#### The request:
Look through the lines and report how many include the word "this", giving nothing but the number.

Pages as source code
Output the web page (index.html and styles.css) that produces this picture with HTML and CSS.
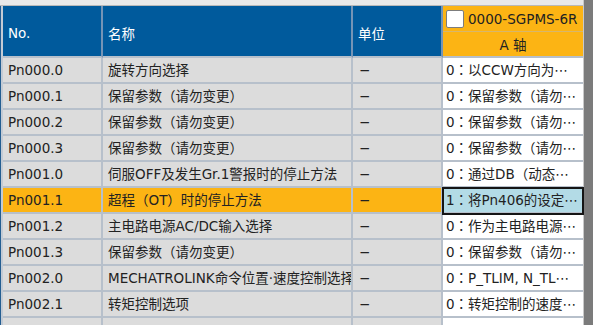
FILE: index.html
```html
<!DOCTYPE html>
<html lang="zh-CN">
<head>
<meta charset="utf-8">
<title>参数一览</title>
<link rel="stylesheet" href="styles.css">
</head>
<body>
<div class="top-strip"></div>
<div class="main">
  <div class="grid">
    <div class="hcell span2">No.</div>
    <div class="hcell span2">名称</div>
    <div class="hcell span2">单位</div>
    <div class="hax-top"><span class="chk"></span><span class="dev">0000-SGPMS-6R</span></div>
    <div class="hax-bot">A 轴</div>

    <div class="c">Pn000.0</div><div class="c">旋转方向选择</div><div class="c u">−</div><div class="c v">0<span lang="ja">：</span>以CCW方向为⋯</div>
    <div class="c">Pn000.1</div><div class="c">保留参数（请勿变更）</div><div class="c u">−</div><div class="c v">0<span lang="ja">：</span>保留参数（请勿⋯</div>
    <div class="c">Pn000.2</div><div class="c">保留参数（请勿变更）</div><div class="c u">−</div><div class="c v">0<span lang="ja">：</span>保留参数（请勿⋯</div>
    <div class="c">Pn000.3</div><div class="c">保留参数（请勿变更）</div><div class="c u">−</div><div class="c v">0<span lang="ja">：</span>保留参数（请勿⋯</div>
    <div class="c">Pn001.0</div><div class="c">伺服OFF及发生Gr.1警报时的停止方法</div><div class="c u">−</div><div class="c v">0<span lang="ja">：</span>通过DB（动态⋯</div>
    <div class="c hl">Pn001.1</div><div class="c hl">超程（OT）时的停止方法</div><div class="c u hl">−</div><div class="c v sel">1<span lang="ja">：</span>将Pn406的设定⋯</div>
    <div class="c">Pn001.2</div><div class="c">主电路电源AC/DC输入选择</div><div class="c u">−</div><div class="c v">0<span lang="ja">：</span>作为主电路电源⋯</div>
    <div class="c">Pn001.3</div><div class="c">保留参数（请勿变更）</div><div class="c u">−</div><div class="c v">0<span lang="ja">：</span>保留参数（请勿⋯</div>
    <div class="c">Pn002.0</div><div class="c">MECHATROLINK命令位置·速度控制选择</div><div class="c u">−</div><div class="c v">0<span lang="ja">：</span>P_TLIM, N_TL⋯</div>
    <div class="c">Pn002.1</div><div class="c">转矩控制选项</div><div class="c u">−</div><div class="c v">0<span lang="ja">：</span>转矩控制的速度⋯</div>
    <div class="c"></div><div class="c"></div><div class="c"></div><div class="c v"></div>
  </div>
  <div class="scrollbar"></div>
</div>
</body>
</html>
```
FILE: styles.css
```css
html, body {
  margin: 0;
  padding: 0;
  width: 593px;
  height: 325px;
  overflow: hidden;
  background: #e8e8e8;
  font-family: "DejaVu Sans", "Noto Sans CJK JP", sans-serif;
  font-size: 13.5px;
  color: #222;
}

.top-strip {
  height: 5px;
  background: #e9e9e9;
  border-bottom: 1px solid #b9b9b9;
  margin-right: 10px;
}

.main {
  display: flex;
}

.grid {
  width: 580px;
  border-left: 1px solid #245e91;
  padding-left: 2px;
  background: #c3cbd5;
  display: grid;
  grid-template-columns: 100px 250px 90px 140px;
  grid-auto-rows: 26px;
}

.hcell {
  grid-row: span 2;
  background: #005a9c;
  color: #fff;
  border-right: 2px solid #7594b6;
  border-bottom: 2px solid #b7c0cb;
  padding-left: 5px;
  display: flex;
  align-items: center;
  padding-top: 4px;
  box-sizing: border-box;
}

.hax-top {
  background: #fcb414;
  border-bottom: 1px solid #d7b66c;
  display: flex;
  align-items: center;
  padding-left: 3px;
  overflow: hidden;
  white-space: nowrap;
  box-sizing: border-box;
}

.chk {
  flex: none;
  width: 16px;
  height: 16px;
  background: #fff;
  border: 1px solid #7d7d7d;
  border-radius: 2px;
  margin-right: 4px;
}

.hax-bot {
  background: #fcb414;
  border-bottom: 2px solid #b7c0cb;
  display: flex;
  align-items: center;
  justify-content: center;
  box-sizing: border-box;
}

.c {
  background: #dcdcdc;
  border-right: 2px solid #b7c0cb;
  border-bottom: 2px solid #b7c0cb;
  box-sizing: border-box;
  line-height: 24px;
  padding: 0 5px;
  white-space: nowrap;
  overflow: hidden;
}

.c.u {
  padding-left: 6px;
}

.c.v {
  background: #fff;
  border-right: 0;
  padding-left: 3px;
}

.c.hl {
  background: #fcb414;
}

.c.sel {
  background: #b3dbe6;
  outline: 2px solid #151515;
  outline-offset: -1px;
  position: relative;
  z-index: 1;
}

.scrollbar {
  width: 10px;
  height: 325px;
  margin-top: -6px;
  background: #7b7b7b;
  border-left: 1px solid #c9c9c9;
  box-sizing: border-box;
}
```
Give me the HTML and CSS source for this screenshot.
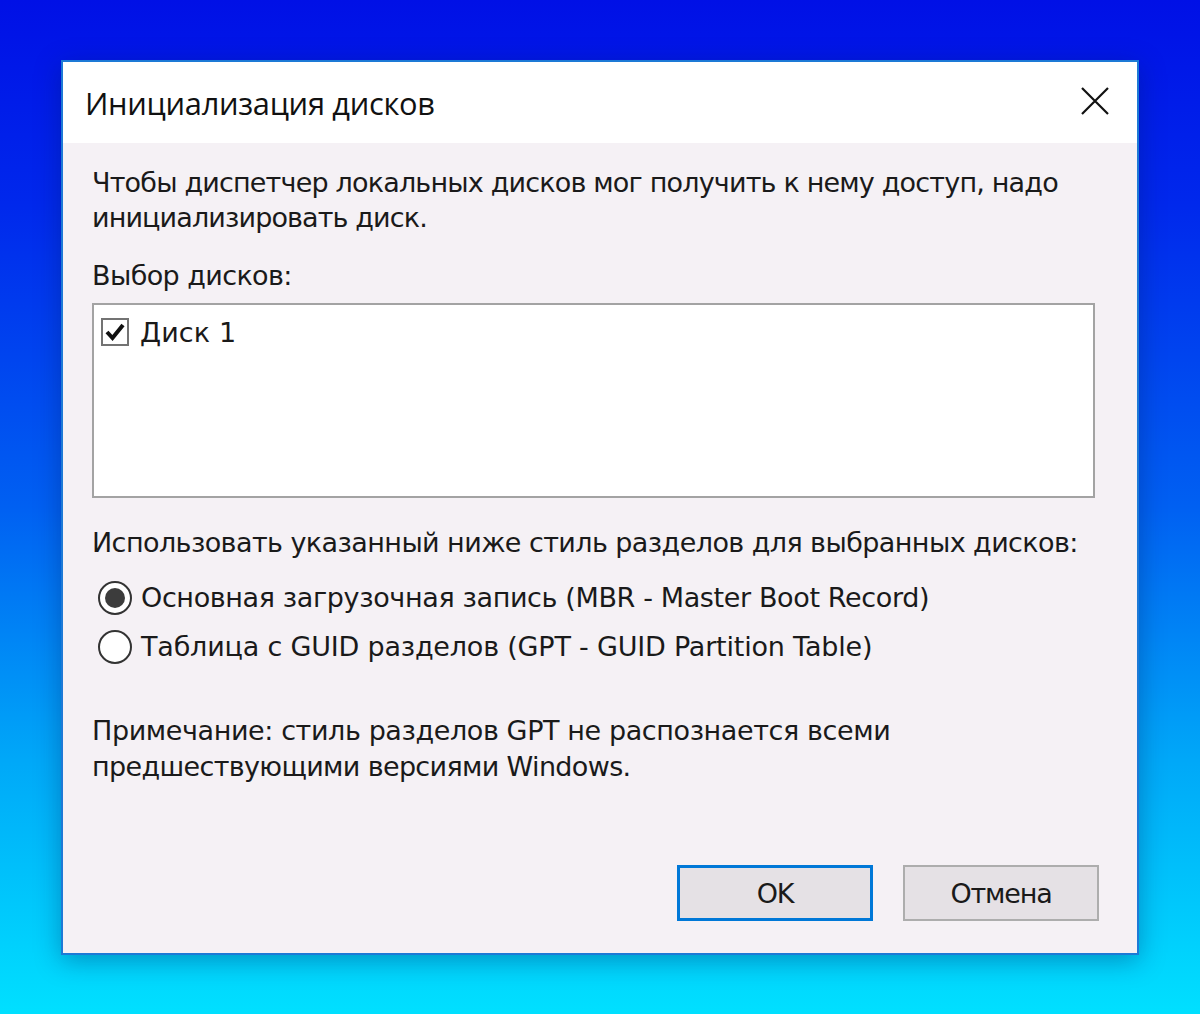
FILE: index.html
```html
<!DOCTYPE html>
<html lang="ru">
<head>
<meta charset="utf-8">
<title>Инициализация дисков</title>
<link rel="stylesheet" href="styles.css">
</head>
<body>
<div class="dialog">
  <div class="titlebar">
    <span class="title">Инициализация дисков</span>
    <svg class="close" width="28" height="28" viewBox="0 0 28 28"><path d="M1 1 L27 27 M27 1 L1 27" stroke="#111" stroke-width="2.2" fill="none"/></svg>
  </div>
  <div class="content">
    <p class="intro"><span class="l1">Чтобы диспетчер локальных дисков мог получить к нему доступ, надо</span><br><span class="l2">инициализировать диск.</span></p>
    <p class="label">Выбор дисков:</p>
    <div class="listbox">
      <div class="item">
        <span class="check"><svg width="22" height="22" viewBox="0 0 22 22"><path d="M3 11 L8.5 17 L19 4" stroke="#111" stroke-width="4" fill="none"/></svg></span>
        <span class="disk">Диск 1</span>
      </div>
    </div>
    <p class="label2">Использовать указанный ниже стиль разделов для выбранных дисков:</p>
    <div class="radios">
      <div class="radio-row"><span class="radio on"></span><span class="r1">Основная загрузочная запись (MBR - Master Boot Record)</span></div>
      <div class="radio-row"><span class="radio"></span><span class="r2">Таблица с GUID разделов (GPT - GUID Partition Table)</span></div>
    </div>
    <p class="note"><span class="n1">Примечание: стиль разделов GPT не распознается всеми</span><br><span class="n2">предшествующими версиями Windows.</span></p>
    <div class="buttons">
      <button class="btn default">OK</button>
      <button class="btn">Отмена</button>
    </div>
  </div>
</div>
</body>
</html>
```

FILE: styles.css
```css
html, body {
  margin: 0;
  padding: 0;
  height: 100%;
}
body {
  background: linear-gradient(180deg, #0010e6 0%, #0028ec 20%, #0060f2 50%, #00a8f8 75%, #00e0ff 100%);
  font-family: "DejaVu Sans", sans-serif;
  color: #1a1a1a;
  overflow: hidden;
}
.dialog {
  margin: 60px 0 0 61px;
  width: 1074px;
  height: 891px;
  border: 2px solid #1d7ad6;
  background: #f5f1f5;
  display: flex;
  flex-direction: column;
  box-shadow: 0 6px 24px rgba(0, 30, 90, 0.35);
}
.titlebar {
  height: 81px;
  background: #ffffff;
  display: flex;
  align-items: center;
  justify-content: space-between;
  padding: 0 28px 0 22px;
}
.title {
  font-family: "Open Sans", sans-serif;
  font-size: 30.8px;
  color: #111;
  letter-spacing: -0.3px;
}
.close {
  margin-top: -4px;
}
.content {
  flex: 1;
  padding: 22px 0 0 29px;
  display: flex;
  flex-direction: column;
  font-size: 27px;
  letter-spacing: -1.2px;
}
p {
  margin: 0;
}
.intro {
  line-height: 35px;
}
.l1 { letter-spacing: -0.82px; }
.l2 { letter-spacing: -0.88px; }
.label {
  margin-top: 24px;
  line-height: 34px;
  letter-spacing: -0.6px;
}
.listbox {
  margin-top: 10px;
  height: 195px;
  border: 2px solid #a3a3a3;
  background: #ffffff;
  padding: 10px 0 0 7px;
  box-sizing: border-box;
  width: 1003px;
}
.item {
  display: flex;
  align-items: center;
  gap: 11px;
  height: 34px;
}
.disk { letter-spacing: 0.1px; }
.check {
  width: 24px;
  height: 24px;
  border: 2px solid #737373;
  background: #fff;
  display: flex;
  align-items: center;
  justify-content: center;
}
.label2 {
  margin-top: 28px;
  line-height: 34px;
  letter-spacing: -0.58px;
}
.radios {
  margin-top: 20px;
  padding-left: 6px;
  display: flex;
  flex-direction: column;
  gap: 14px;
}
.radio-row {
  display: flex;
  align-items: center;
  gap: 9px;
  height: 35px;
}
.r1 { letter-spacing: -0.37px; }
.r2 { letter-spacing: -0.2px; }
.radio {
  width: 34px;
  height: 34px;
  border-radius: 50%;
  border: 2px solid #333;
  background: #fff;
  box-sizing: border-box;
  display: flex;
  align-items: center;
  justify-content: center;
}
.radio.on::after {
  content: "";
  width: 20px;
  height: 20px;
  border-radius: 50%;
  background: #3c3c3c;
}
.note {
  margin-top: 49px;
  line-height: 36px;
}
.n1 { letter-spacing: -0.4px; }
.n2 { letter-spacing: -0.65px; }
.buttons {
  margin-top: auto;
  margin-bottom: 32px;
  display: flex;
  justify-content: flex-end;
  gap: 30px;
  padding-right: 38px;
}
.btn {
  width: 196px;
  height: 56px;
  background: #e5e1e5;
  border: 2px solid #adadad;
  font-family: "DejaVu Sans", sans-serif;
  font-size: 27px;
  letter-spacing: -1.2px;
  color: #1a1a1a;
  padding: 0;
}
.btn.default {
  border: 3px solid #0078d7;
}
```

#### Reply to the exercise:
2